Body: ITU-T Q3/16 thanks you for your reply on our LS request (IETF No. 1379, our TD284/Gen). We would like to summarize our understanding by providing definitions and indicating some follow-up questions, which are related to (D)TLS protocol handling from the perspective of a decomposed gateway.

The text in italics relates to your reply. Follow-up questions are inserted:

Thanks for your questions about (D)TLS.  What follows is a response to your questions; questions proceeded by Q# and answers by A#.  If you have additional question please let us know.

Q1.

[What is] the distinction between (D)TLS session and (D)TLS connection (which implies a definition for each term, beyond the available descriptions / glossary from RFC side).

A1.

A TLS session is shared cryptographic state established by a full TLS handshake between two peers.  The session's cryptographic state is used to establish the cryptographic key material for a TLS connection.  A TLS connection is a transport relationship established between two peers that contains the cryptographic state to cryptographically protect data sent and received on the connection established through a full or abbreviated (session resumption) TLS handshake.  A TLS session may span one or more TLS connections.  Every TLS connection is associated with one TLS session.  If session resumption (abbreviated handshake) is not used then the TLS session and TLS connection will essentially be the same. A TLS session is identified by a Session ID in the client and server hellos. A TLS connection is usually identified by a host addresses and port numbers.

Reply 1 (ITU-T):

a) TLS session: Thus, there is a "TLS session cryptographic state" object, which is shared by the two TLS session endpoints at client and server side. In our understanding the TLS client session endpoint state and the TLS server session endpoint state information largely overlaps (i.e., identical parameter-value pairs), but there is one additional parameter (the "server address") at client side. Is this correct?
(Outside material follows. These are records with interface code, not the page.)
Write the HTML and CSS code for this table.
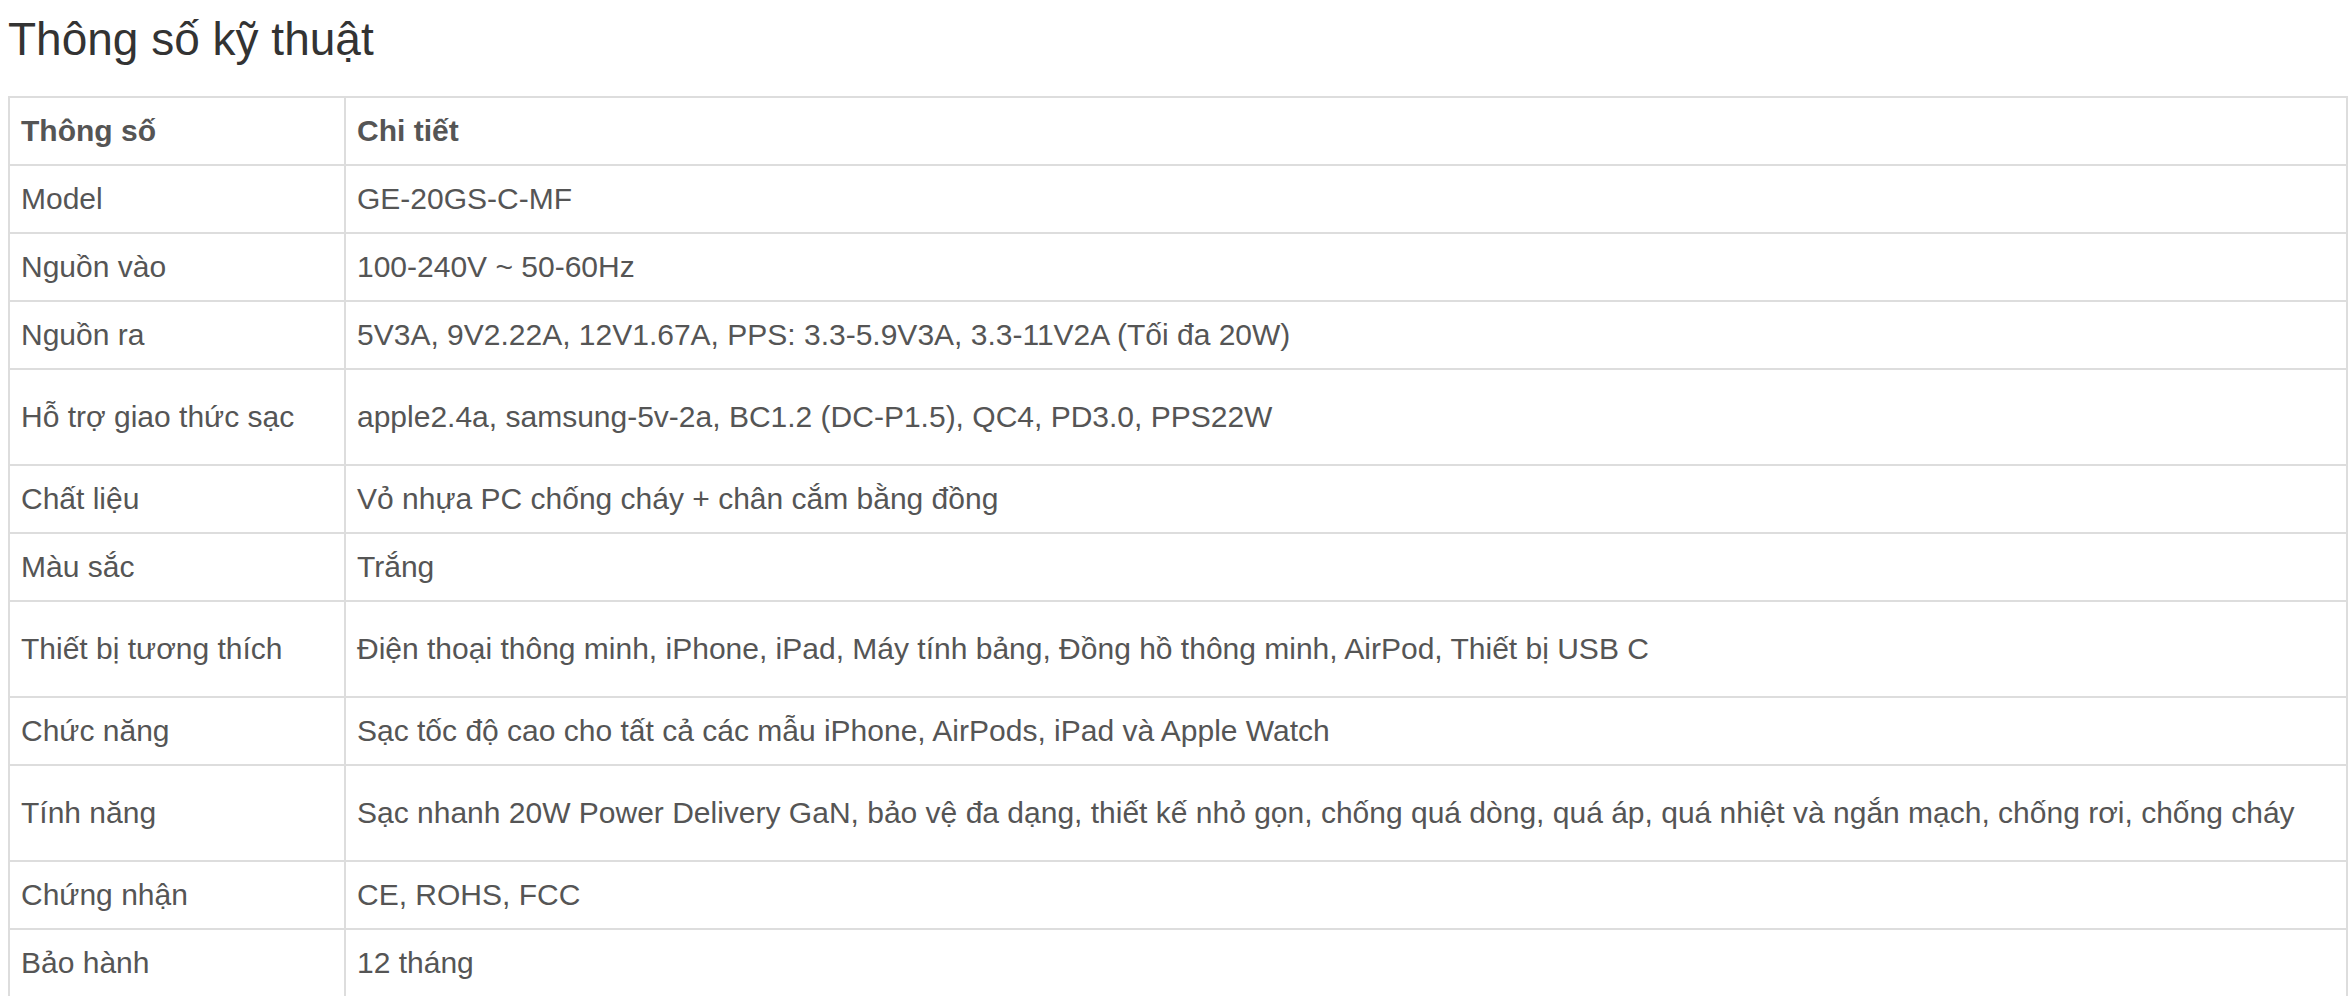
FILE: index.html
```html
<!DOCTYPE html>
<html lang="vi">
<head>
<meta charset="utf-8">
<title>Thông số kỹ thuật</title>
<link rel="stylesheet" href="styles.css">
</head>
<body>
<div class="page">
  <h2 class="title">Thông số kỹ thuật</h2>
  <table class="specs">
    <thead>
      <tr><th class="key">Thông số</th><th>Chi tiết</th></tr>
    </thead>
    <tbody>
      <tr><td class="key">Model</td><td>GE-20GS-C-MF</td></tr>
      <tr><td class="key">Nguồn vào</td><td>100-240V ~ 50-60Hz</td></tr>
      <tr><td class="key">Nguồn ra</td><td>5V3A, 9V2.22A, 12V1.67A, PPS: 3.3-5.9V3A, 3.3-11V2A (Tối đa 20W)</td></tr>
      <tr class="tall"><td class="key">Hỗ trợ giao thức sạc</td><td>apple2.4a, samsung-5v-2a, BC1.2 (DC-P1.5), QC4, PD3.0, PPS22W</td></tr>
      <tr><td class="key">Chất liệu</td><td>Vỏ nhựa PC chống cháy + chân cắm bằng đồng</td></tr>
      <tr><td class="key">Màu sắc</td><td>Trắng</td></tr>
      <tr class="tall"><td class="key">Thiết bị tương thích</td><td>Điện thoại thông minh, iPhone, iPad, Máy tính bảng, Đồng hồ thông minh, AirPod, Thiết bị USB C</td></tr>
      <tr><td class="key">Chức năng</td><td>Sạc tốc độ cao cho tất cả các mẫu iPhone, AirPods, iPad và Apple Watch</td></tr>
      <tr class="tall"><td class="key">Tính năng</td><td>Sạc nhanh 20W Power Delivery GaN, bảo vệ đa dạng, thiết kế nhỏ gọn, chống quá dòng, quá áp, quá nhiệt và ngắn mạch, chống rơi, chống cháy</td></tr>
      <tr><td class="key">Chứng nhận</td><td>CE, ROHS, FCC</td></tr>
      <tr><td class="key">Bảo hành</td><td>12 tháng</td></tr>
    </tbody>
  </table>
</div>
</body>
</html>
```

FILE: styles.css
```css
html, body {
  margin: 0;
  padding: 0;
  background: #ffffff;
}

body {
  font-family: "Liberation Sans", Arial, sans-serif;
  color: #555555;
}

.page {
  padding: 15px 4px 0 8px;
}

.title {
  margin: 0 0 31.5px 0;
  font-size: 46px;
  line-height: 49.5px;
  font-weight: 400;
  color: #333333;
}

.specs {
  width: 100%;
  table-layout: fixed;
  border-collapse: separate;
  border-spacing: 0;
  border: 1px solid #dddddd;
  font-size: 30px;
  line-height: 42px;
}

.specs th,
.specs td {
  border: 1px solid #dddddd;
  padding: 12px 11px;
  text-align: left;
  vertical-align: middle;
  white-space: nowrap;
}

.specs th {
  font-weight: 700;
  color: #555555;
}

.specs .key {
  width: 336px;
  box-sizing: border-box;
}

.specs tr.tall td {
  padding-top: 26px;
  padding-bottom: 26px;
}
```
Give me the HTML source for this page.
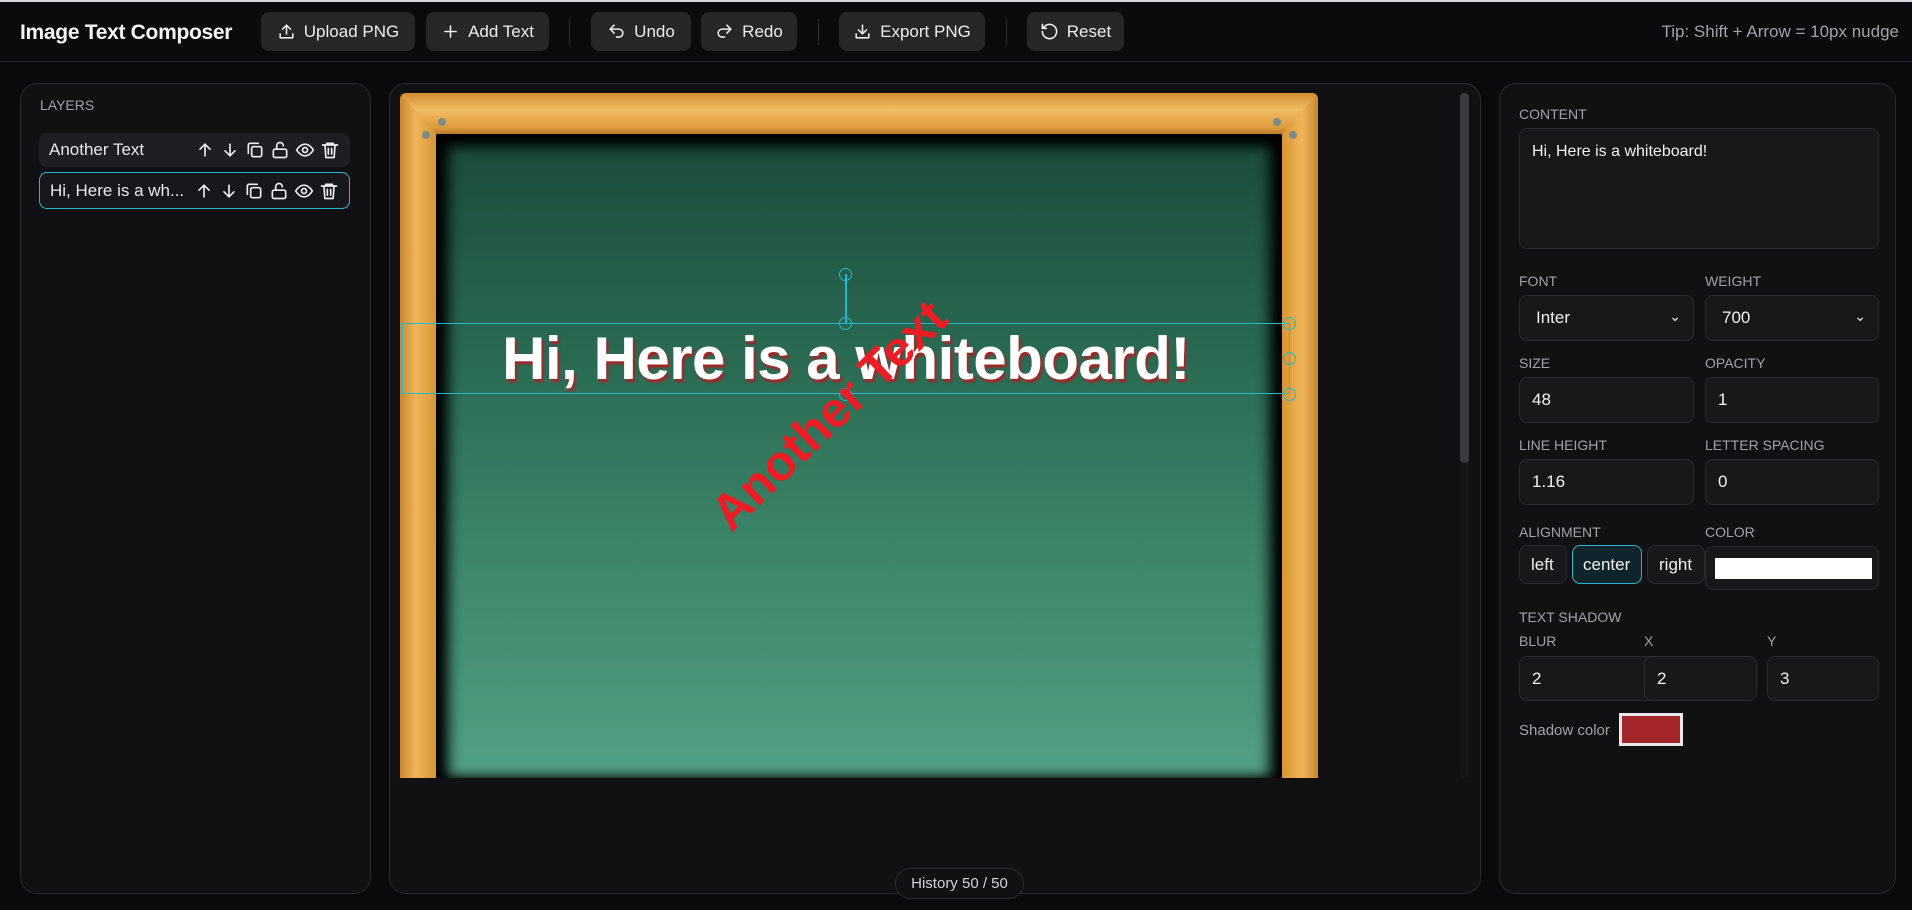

Our understanding is that based on your description above "resumable TLS session" could be defined as follows

Resumable TLS session: The pair of a resumable TLS client session endpoint state and a resumable TLS server session endpoint state, coupled by the TLS full handshake procedure which was executed across the associated TLS connection.

b) TLS connection: the TLS connection endpoints at client and server side could be described by a n-tuple if the TLS connection represents a "transport relationship" according to your description.

c) TLS connection identifier: the following definition could be established based on your explanation ("A TLS connection is usually identified by a host addresses and port numbers"):

TLS connection endpoint identifier: The local IP transport address and indication of "TLS/L4" protocol stack, i.e., the 4-tuple of {AL, PL, T, "TLS"} from the TLS connection endpoint.

NOTE 1 – Parameter "L4" is required because TLS is a L4 independent protocol.

d) Ratio between TLS session to TLS connection: there is a ratio of 1:N.

e) TLS session resumption: according to your explanation, resumption is a) correlated with an abbreviated handshake and b) affecting the TLS connection, hence we might define:

TLS session resumption: A TLS session level concept which represents the execution of a TLS abbreviated handshake procedure on an existing TLS session, i.e., a semi-permanent TLS session, for the purpose of either deriving a further TLS connection or updating of an existing TLS connection. 

Q2.

The DTLS association concept, e.g., is it equivalent to a DTLS session or DTLS connection or something in addition?

A2.

The DTLS association is the same as a DTLS connection

Reply 2 (ITU-T):

Thanks for confirmation. We had the same interpretation based on the TLS related RFCs.

Q3.

The TLS renegotiation procedure: what is the definition and at which level (TLS session or TLS connection level) does this procedure occur?

Q4.

The TLS resumption procedure: what is the definition and relation to TLS renegotiation?

A3 and A4:

Resumption refers to the use of the state from an existing TLS session to establish a new TLS connection using an abbreviated handshake. During resumption the cryptographic parameters (algorithms etc.) remain the same.  TLS renegotiation is the process of executing a new TLS handshake to establish new cryptographic parameters for a TLS connection (effectively a new TLS connection using the same host addresses and ports as the previous one). If the handshake is a full handshake then both a new session and a new connection are established and the renegotiated session may have different parameters.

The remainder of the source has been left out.